◆ Task details
Emit the data below verbatim, stripping out any pictures.

◆ Given material
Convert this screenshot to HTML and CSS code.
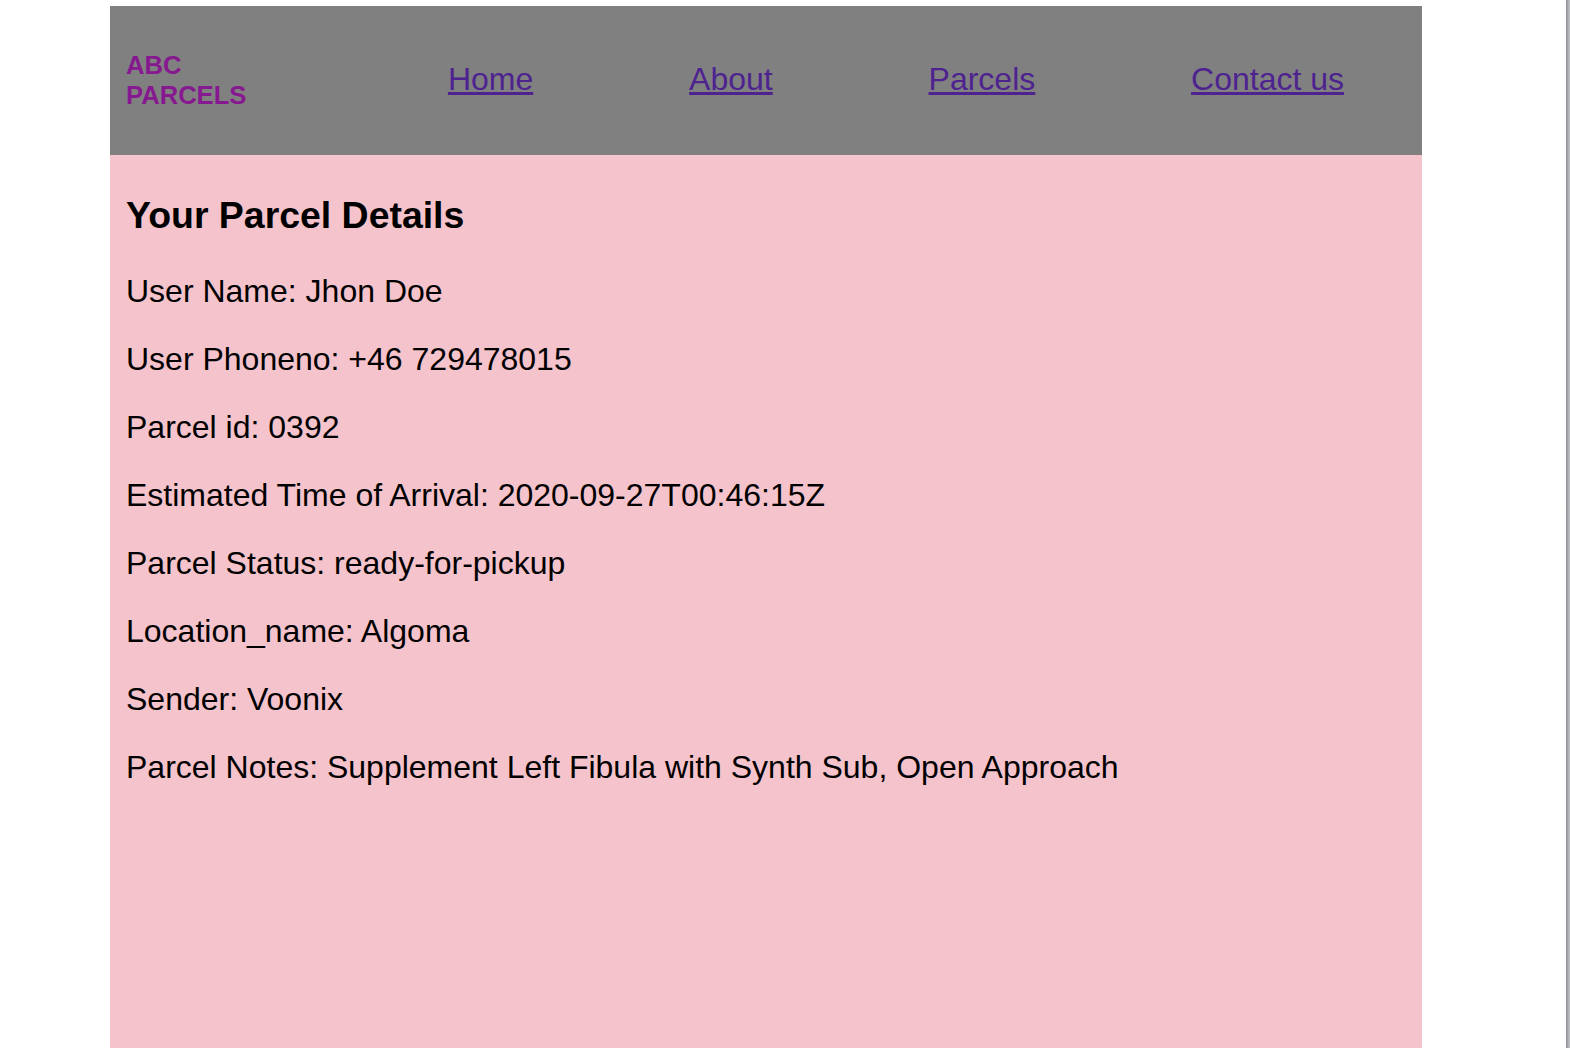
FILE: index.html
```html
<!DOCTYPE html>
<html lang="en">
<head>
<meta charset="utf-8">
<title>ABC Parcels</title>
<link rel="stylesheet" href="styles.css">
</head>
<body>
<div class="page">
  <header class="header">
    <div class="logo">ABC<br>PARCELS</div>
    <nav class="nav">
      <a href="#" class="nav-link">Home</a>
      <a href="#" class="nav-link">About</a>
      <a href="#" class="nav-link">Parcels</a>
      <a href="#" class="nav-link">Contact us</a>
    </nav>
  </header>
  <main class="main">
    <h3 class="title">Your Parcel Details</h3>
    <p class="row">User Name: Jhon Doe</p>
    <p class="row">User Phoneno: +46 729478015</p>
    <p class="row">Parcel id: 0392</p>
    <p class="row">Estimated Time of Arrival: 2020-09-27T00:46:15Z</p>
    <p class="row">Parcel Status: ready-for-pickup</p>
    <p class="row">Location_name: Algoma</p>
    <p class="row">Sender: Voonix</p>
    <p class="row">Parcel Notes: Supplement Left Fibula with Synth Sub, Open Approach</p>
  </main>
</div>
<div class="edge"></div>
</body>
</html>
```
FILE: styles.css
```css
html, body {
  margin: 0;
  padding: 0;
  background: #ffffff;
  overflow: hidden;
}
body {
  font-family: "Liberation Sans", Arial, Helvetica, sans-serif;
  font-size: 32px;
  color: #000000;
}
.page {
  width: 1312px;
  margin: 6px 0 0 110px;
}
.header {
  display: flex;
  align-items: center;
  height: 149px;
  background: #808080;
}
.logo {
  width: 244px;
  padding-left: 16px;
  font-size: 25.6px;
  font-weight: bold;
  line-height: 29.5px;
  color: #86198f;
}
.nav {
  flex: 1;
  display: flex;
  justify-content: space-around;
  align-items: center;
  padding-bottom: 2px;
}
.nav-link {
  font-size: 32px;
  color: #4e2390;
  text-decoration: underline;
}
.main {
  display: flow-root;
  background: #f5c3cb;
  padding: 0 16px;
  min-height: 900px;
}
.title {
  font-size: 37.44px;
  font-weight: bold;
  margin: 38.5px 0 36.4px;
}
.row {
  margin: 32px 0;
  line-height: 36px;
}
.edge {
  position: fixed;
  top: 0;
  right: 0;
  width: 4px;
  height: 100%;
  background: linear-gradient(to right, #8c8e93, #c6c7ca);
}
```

◆ Correct response
Convert this screenshot to HTML and CSS code.
FILE: index.html
```html
<!DOCTYPE html>
<html lang="en">
<head>
<meta charset="utf-8">
<title>ABC Parcels</title>
<link rel="stylesheet" href="styles.css">
</head>
<body>
<div class="page">
  <header class="header">
    <div class="logo">ABC<br>PARCELS</div>
    <nav class="nav">
      <a href="#" class="nav-link">Home</a>
      <a href="#" class="nav-link">About</a>
      <a href="#" class="nav-link">Parcels</a>
      <a href="#" class="nav-link">Contact us</a>
    </nav>
  </header>
  <main class="main">
    <h3 class="title">Your Parcel Details</h3>
    <p class="row">User Name: Jhon Doe</p>
    <p class="row">User Phoneno: +46 729478015</p>
    <p class="row">Parcel id: 0392</p>
    <p class="row">Estimated Time of Arrival: 2020-09-27T00:46:15Z</p>
    <p class="row">Parcel Status: ready-for-pickup</p>
    <p class="row">Location_name: Algoma</p>
    <p class="row">Sender: Voonix</p>
    <p class="row">Parcel Notes: Supplement Left Fibula with Synth Sub, Open Approach</p>
  </main>
</div>
<div class="edge"></div>
</body>
</html>
```
FILE: styles.css
```css
html, body {
  margin: 0;
  padding: 0;
  background: #ffffff;
  overflow: hidden;
}
body {
  font-family: "Liberation Sans", Arial, Helvetica, sans-serif;
  font-size: 32px;
  color: #000000;
}
.page {
  width: 1312px;
  margin: 6px 0 0 110px;
}
.header {
  display: flex;
  align-items: center;
  height: 149px;
  background: #808080;
}
.logo {
  width: 244px;
  padding-left: 16px;
  font-size: 25.6px;
  font-weight: bold;
  line-height: 29.5px;
  color: #86198f;
}
.nav {
  flex: 1;
  display: flex;
  justify-content: space-around;
  align-items: center;
  padding-bottom: 2px;
}
.nav-link {
  font-size: 32px;
  color: #4e2390;
  text-decoration: underline;
}
.main {
  display: flow-root;
  background: #f5c3cb;
  padding: 0 16px;
  min-height: 900px;
}
.title {
  font-size: 37.44px;
  font-weight: bold;
  margin: 38.5px 0 36.4px;
}
.row {
  margin: 32px 0;
  line-height: 36px;
}
.edge {
  position: fixed;
  top: 0;
  right: 0;
  width: 4px;
  height: 100%;
  background: linear-gradient(to right, #8c8e93, #c6c7ca);
}
```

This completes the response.